Я согласен с Робертсоном в том, что касается точки отсчета: важнейшие тексты — это афоризмы 1917–1918 годов, теперь легче всего доступные на английском языке в «Тетрадях ин-октаво». Ницше, такой же сильный афорист, как Эмерсон, Кьеркегор и Кафка, осудил постоянное прибегание к афористичному письму как своего рода упадочность. Самая мощная книга Ницше, возможно, — «Генеалогия морали», три плотных по мысли эссе, но даже их сила происходит в первую очередь из афоризмов, а певучую прозу «Так говорил Заратустра» сегодня уже невозможно читать. Все остальное у Ницше — афоризмы; это и к лучшему. Кафка — в высшей степени самобытный гибрид афориста и сказителя притч, странно схожий с Витгенштейном, а также с Шопенгауэром и Ницше. За ними — Гёте в своей роли писателя-наставника и аристофанианец Гейне с нотой усвоенного Кафкой еврейского скептицизма. Но Кафку не следует называть «еврейским кем-то» — скептиком, гностиком, еретиком. С точки зрения еврейства он, по его же словам, — конец или начало, возможно — и то и другое.
Несмотря на все его отказы и изящные уклонения, он — сама еврейская литература, даже в большей степени, чем Фрейд. Когда-то я полагал, что так случилось в силу присвоения: противоборствующие силы Кафки и Фрейда заново определили еврейскую литературу, потому что задним числом стали для нас еврейской литературой. Но в этом представлении — которое, впрочем, иллюстрирует причудливость канонического, — недооцениваются бесконечные еврейские заботы Фрейда и Кафки, ставших двумя Раши для нынешних еврейских тревог. Негация у Фрейда и Кафки, как я уже писал, существенно отличается от негации у Гегеля за счет признания первичности факта. Идеализм при всей своей диалектичности не соответствует еврейскому уважению к буквальным значениям. Несмотря на силу своей фантазии, Кафка — такой же эмпирик, как Фрейд или Беккет. Еврейское состояние откровенной маргинальности у Кафки ощущается почти везде; оно ощущается в рассказе «Как строилась китайская стена», который мог бы с тем же успехом называться «Как строилась вавилонская башня»; ощущается оно и там, где этого никак не ожидаешь — в «животных» притчах.
Есть ли в неоспоримом духовном авторитете Кафки нечто фундаментально еврейское?
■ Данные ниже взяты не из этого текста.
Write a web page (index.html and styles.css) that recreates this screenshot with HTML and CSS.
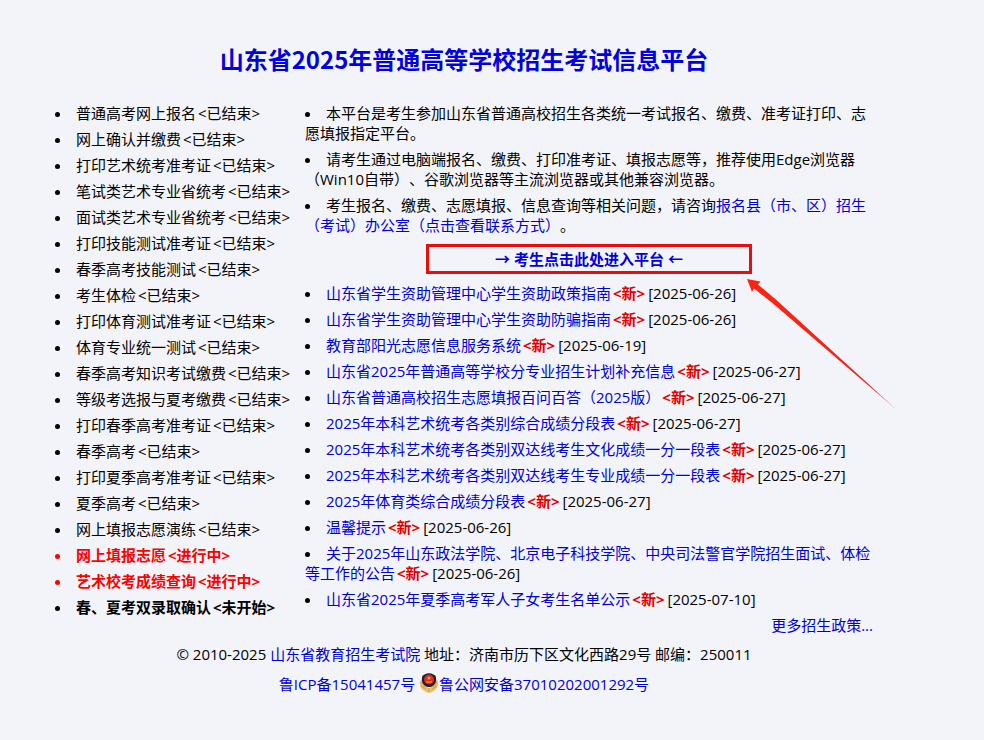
FILE: index.html
```html
<!DOCTYPE html>
<html lang="zh-CN">
<head>
<meta charset="utf-8">
<title>山东省2025年普通高等学校招生考试信息平台</title>
<link rel="stylesheet" href="styles.css">
</head>
<body>
<div class="page">
  <h1 class="title">山东省2025年普通高等学校招生考试信息平台</h1>
  <div class="columns">
    <ul class="list schedule">
      <li>普通高考网上报名<span class="status">&lt;已结束&gt;</span></li>
      <li>网上确认并缴费<span class="status">&lt;已结束&gt;</span></li>
      <li>打印艺术统考准考证<span class="status">&lt;已结束&gt;</span></li>
      <li>笔试类艺术专业省统考<span class="status">&lt;已结束&gt;</span></li>
      <li>面试类艺术专业省统考<span class="status">&lt;已结束&gt;</span></li>
      <li>打印技能测试准考证<span class="status">&lt;已结束&gt;</span></li>
      <li>春季高考技能测试<span class="status">&lt;已结束&gt;</span></li>
      <li>考生体检<span class="status">&lt;已结束&gt;</span></li>
      <li>打印体育测试准考证<span class="status">&lt;已结束&gt;</span></li>
      <li>体育专业统一测试<span class="status">&lt;已结束&gt;</span></li>
      <li>春季高考知识考试缴费<span class="status">&lt;已结束&gt;</span></li>
      <li>等级考选报与夏考缴费<span class="status">&lt;已结束&gt;</span></li>
      <li>打印春季高考准考证<span class="status">&lt;已结束&gt;</span></li>
      <li>春季高考<span class="status">&lt;已结束&gt;</span></li>
      <li>打印夏季高考准考证<span class="status">&lt;已结束&gt;</span></li>
      <li>夏季高考<span class="status">&lt;已结束&gt;</span></li>
      <li>网上填报志愿演练<span class="status">&lt;已结束&gt;</span></li>
      <li class="active">网上填报志愿<span class="status">&lt;进行中&gt;</span></li>
      <li class="active">艺术校考成绩查询<span class="status">&lt;进行中&gt;</span></li>
      <li class="upcoming">春、夏考双录取确认<span class="status">&lt;未开始&gt;</span></li>
    </ul>
    <main>
      <ul class="list">
        <li>本平台是考生参加山东省普通高校招生各类统一考试报名、缴费、准考证打印、志愿填报指定平台。</li>
        <li>请考生通过电脑端报名、缴费、打印准考证、填报志愿等，推荐使用Edge浏览器（Win10自带）、谷歌浏览器等主流浏览器或其他兼容浏览器。</li>
        <li>考生报名、缴费、志愿填报、信息查询等相关问题，请咨询<a href="#">报名县（市、区）招生（考试）办公室（点击查看联系方式）</a>。</li>
      </ul>
      <div class="entry">
        <a href="#">→ 考生点击此处进入平台 ←</a>
        <svg class="pointer" width="152" height="133" viewBox="0 0 152 133" aria-hidden="true">
          <defs>
            <linearGradient id="fade" x1="0" y1="0" x2="1" y2="1">
              <stop offset="0" stop-color="#ff2312"/>
              <stop offset="0.8" stop-color="#e8281c"/>
              <stop offset="1" stop-color="#f0a0a0"/>
            </linearGradient>
          </defs>
          <path fill="url(#fade)" d="M0 0 13.500 2.500 11 5.500 30 21.500 151 132 26.500 25 7 9.500 5 13Z"/>
        </svg>
      </div>
      <ul class="list">
        <li><a href="#">山东省学生资助管理中心学生资助政策指南</a><span class="new">&lt;新&gt;</span>[2025-06-26]</li>
        <li><a href="#">山东省学生资助管理中心学生资助防骗指南</a><span class="new">&lt;新&gt;</span>[2025-06-26]</li>
        <li><a href="#">教育部阳光志愿信息服务系统</a><span class="new">&lt;新&gt;</span>[2025-06-19]</li>
        <li><a href="#">山东省2025年普通高等学校分专业招生计划补充信息</a><span class="new">&lt;新&gt;</span>[2025-06-27]</li>
        <li><a href="#">山东省普通高校招生志愿填报百问百答（2025版）</a><span class="new">&lt;新&gt;</span>[2025-06-27]</li>
        <li><a href="#">2025年本科艺术统考各类别综合成绩分段表</a><span class="new">&lt;新&gt;</span>[2025-06-27]</li>
        <li><a href="#">2025年本科艺术统考各类别双达线考生文化成绩一分一段表</a><span class="new">&lt;新&gt;</span>[2025-06-27]</li>
        <li><a href="#">2025年本科艺术统考各类别双达线考生专业成绩一分一段表</a><span class="new">&lt;新&gt;</span>[2025-06-27]</li>
        <li><a href="#">2025年体育类综合成绩分段表</a><span class="new">&lt;新&gt;</span>[2025-06-27]</li>
        <li><a href="#">温馨提示</a><span class="new">&lt;新&gt;</span>[2025-06-26]</li>
        <li><a href="#">关于2025年山东政法学院、北京电子科技学院、中央司法警官学院招生面试、体检等工作的公告</a><span class="new">&lt;新&gt;</span>[2025-06-26]</li>
        <li><a href="#">山东省2025年夏季高考军人子女考生名单公示</a><span class="new">&lt;新&gt;</span>[2025-07-10]</li>
      </ul>
      <p class="more"><a href="#">更多招生政策...</a></p>
    </main>
  </div>
  <footer class="footer">
    <p>© 2010-2025 <a href="#">山东省教育招生考试院</a> 地址：济南市历下区文化西路29号 邮编：250011</p>
    <p><a href="#">鲁ICP备15041457号</a> <a href="#"><svg class="badge" width="20" height="20" viewBox="0 0 20 20" aria-hidden="true">
      <path fill="#eebd68" d="M3 6C0 8 0 14 4 17L7 19 10 20 13 19 16 17C20 14 20 8 17 6L14 13 10 15 6 13Z"/>
      <path fill="none" stroke="#c98a3a" stroke-width=".7" d="M2 9 6 14M2 13 7 16M18 9 14 14M18 13 13 16M10 15V19"/>
      <path fill="#1f1b38" d="M3 4C6 -1 14 -1 17 4V8C16 12 13 14 10 14 7 14 4 12 3 8Z"/>
      <circle cx="10" cy="6.500" r="5" fill="#dc2a1c"/>
      <path fill="#f2a33a" d="M10 3 10.700 4.500H12.500L11 5.500 11.500 7 10 6 8.500 7 9 5.500 7.500 4.500H9.300ZM7 8.500H13V9.500H7Z"/>
    </svg>鲁公网安备37010202001292号</a></p>
  </footer>
</div>
</body>
</html>
```
FILE: styles.css
```css
* {
  box-sizing: border-box;
}

body {
  margin: 0;
  background: #f3f4fa;
  color: #000;
  font: 390 15px/20px "Open Sans", "Noto Sans CJK SC", sans-serif;
  text-spacing-trim: space-all;
}

ul,
p,
h1 {
  margin: 0;
  padding: 0;
}

a {
  color: #0000d8;
  text-decoration: none;
}

.page {
  padding: 43px 111px 44px 55px;
}

.title {
  margin-bottom: 28px;
  color: #0000e0;
  font: bold 24px/32px "Noto Sans CJK SC", sans-serif;
  text-align: center;
}

.columns {
  display: grid;
  grid-template-columns: 240px 1fr;
  gap: 10px;
}

.list {
  display: grid;
  gap: 6px;
  list-style: disc inside;
}

.schedule {
  align-content: start;
  white-space: nowrap;
}

.status {
  margin-left: 2px;
}

.active {
  color: #f00;
  font-weight: bold;
}

.upcoming {
  font-weight: bold;
}

.entry {
  position: relative;
  width: 326px;
  margin: 9px auto;
  padding: 2px;
  border: 3px solid #e80c0e;
  font-weight: bold;
  text-align: center;
}

.pointer {
  position: absolute;
  top: calc(100% + 8px);
  left: calc(100% - 2px);
}

.new {
  padding: 0 3px 0 2px;
  color: #e00000;
  font-weight: bold;
}

.more {
  margin-top: 6px;
  text-align: right;
}

.footer {
  display: grid;
  gap: 10px;
  margin-top: 9px;
  text-align: center;
}

.badge {
  margin: -4px 0;
  vertical-align: 1px;
}
```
Я согласен с Ричи Робертсоном в том, что средоточие духовного у Кафки — это его концепция «неразрушимого», которую я, впрочем, нахожу более индивидуальной и менее в духе века, чем полагает Робертсон. Вот подборка афоризмов, в которых говорится о «неразрушимом»:
Верить значит: освобождать в себе неразрушимое или, вернее: освобождать себя, или, вернее: быть неразрушимым, или, вернее, быть[545].